What I learned about Mary was that she never led me away from her Son only closer to him than I ever thought possible (John 2:5), that Jesus meant what he said when he gave her to us at the foot of his cross (John 19:26) & that her humanity did not discount her but was used in a singular way to carry out an unrepeatable mission that was undeniably feminine (Luke 1:38).
I don’t regret the years that I spent just me and Jesus but I couldn’t grieve what I didn’t realize was missing. The rejection of spiritual Motherhood left me without the guidance I could have used as a young believer. It divorced me from the sibling-like intercession of the Saints. It made turning back to the Church as Mother a process of its own. I knew she was there to dole out discipline like any good Mama must at times, but also found that this home of our souls also nurtures, aids and hold space for people just as God created femininity to do.
When I stopped avoiding the feminine parts of my own divinity I grew empowered and found a greater peace with my identity as a daughter & woman of God. I began to see my worth & dignity in a whole new way. I wasn’t just some after thought, or default of man. No. I was a woman. Set aside, created for a purpose only I could fulfill.

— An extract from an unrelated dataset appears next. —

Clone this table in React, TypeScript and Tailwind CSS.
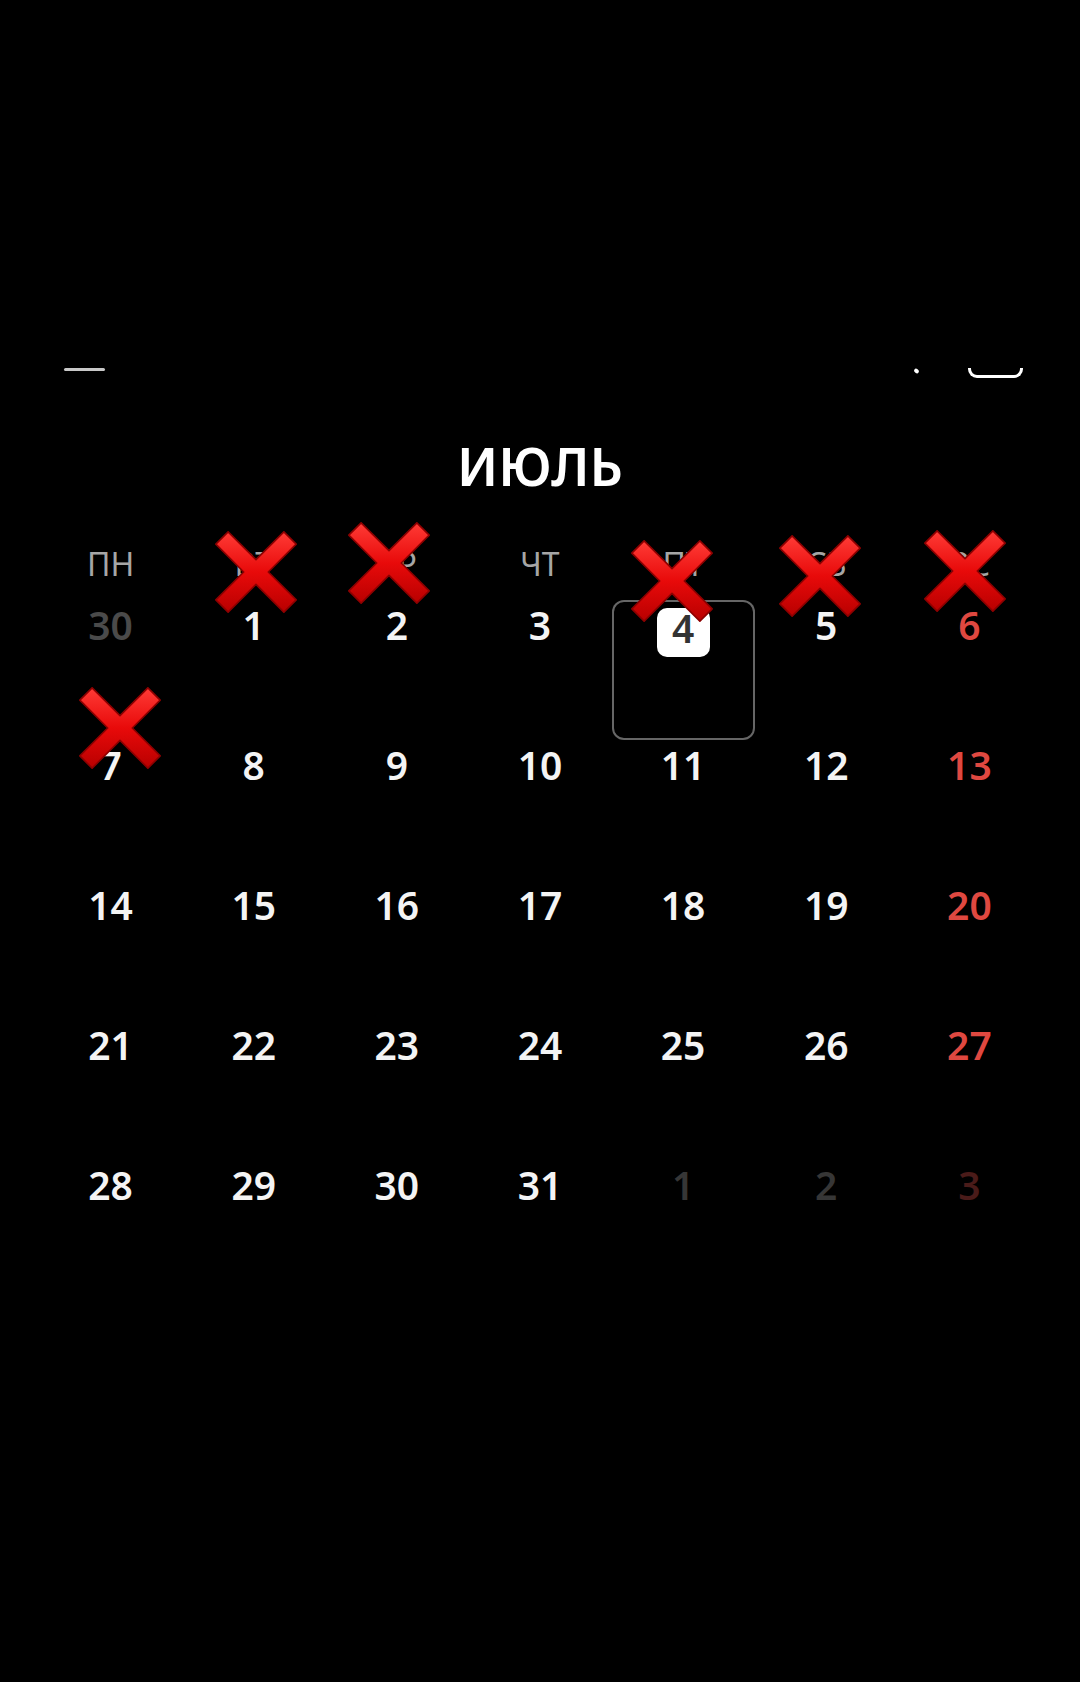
import { useId } from "react";

type Day = { n: number; tone: "cur" | "prev" | "next" | "sun" | "nextSun"; today?: boolean };

const weekdays = ["ПН", "ВТ", "СР", "ЧТ", "ПТ", "СБ", "ВС"];

const buildDays = (): Day[] => {
  const days: Day[] = [{ n: 30, tone: "prev" }];
  for (let i = 1; i <= 31; i++) {
    const col = days.length % 7;
    days.push({ n: i, tone: col === 6 ? "sun" : "cur", today: i === 4 });
  }
  days.push({ n: 1, tone: "next" }, { n: 2, tone: "next" }, { n: 3, tone: "nextSun" });
  return days;
};

const toneClass: Record<Day["tone"], string> = {
  cur: "text-[#f4f4f4]",
  prev: "text-[#4a4a4a]",
  next: "text-[#363636]",
  sun: "text-[#df4840]",
  nextSun: "text-[#4a1b19]",
};

// red "crossed out" sticker
const Cross = ({ className }: { className: string }) => {
  const id = useId();
  return (
    <svg viewBox="0 0 100 100" className={`absolute w-[82px] h-[82px] ${className}`}>
      <defs>
        <linearGradient id={id} x1="0" y1="0" x2="0" y2="1">
          <stop offset="0" stopColor="#ff3b36" />
          <stop offset="0.5" stopColor="#e80a0a" />
          <stop offset="1" stopColor="#b80000" />
        </linearGradient>
      </defs>
      <path
        d="M16 1 L50 35 L84 1 L99 16 L65 50 L99 84 L84 99 L50 65 L16 99 L1 84 L35 50 L1 16 Z"
        fill={`url(#${id})`}
        stroke="#8e0000"
        strokeWidth="2"
        strokeLinejoin="round"
      />
    </svg>
  );
};

export default function App() {
  const days = buildDays();

  return (
    <div
      className="relative w-full min-h-[1682px] bg-black overflow-hidden"
      style={{ fontFamily: '"Noto Sans", "Open Sans", sans-serif' }}
    >
      <div className="h-[368px]" />

      {/* clipped toolbar icons */}
      <div className="flex items-start justify-between pl-[64px] pr-[57px] h-[10px]">
        <div className="w-[41px] h-[3px] rounded-full bg-[#c8c8c8]" />
        <div className="flex items-start gap-[49px]">
          <div className="mt-[1px] w-[5px] h-[4px] rounded-full bg-white rotate-[35deg]" />
          <div className="w-[55px] h-[10px] border-x-[3px] border-b-[3px] border-white rounded-b-[9px]" />
        </div>
      </div>

      <h1 className="mt-[61px] text-center text-[53px] leading-[53px] font-semibold text-white">
        ИЮЛЬ
      </h1>

      <div className="mt-[56px] grid grid-cols-7 px-[39px]">
        {weekdays.map((w) => (
          <div key={w} className="text-center text-[32px] leading-[32px] text-[#a6a6a6]">
            {w}
          </div>
        ))}
      </div>

      <div className="mt-[20px] grid grid-cols-7 px-[39px]">
        {days.map((d, i) =>
          d.today ? (
            <div
              key={i}
              className="h-[140px] flex flex-col items-center pt-[8px] rounded-[12px] ring-2 ring-inset ring-[#666666]"
            >
              <div className="w-[53px] h-[49px] rounded-[10px] bg-white flex justify-center">
                <span className="text-[39px] leading-[39px] font-semibold text-[#333333]">{d.n}</span>
              </div>
            </div>
          ) : (
            <div key={i} className="h-[140px] flex flex-col items-center pt-[5px]">
              <span className={`text-[39px] leading-[39px] font-semibold ${toneClass[d.tone]}`}>{d.n}</span>
            </div>
          )
        )}
      </div>

      <Cross className="left-[215px] top-[531px]" />
      <Cross className="left-[348px] top-[522px]" />
      <Cross className="left-[631px] top-[540px]" />
      <Cross className="left-[779px] top-[535px]" />
      <Cross className="left-[924px] top-[530px]" />
      <Cross className="left-[79px] top-[687px]" />
    </div>
  );
}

As years have gone on, I’ve learned & grown so much. My rosary prayers are no longer vain & silly but confident & powerful. It’s where I go to recenter, find comfort & gather strength. I know now that Mary’s stark contrast to me was never meant for shame. She stands out because God, in his goodness and mercy, set her apart for us. He gave us the gift of a perfect Mother. A sinless woman. A new Eve. She’s the Mother of our King, Undoer of our Knots, Our Mystical Rose & My missing puzzle piece.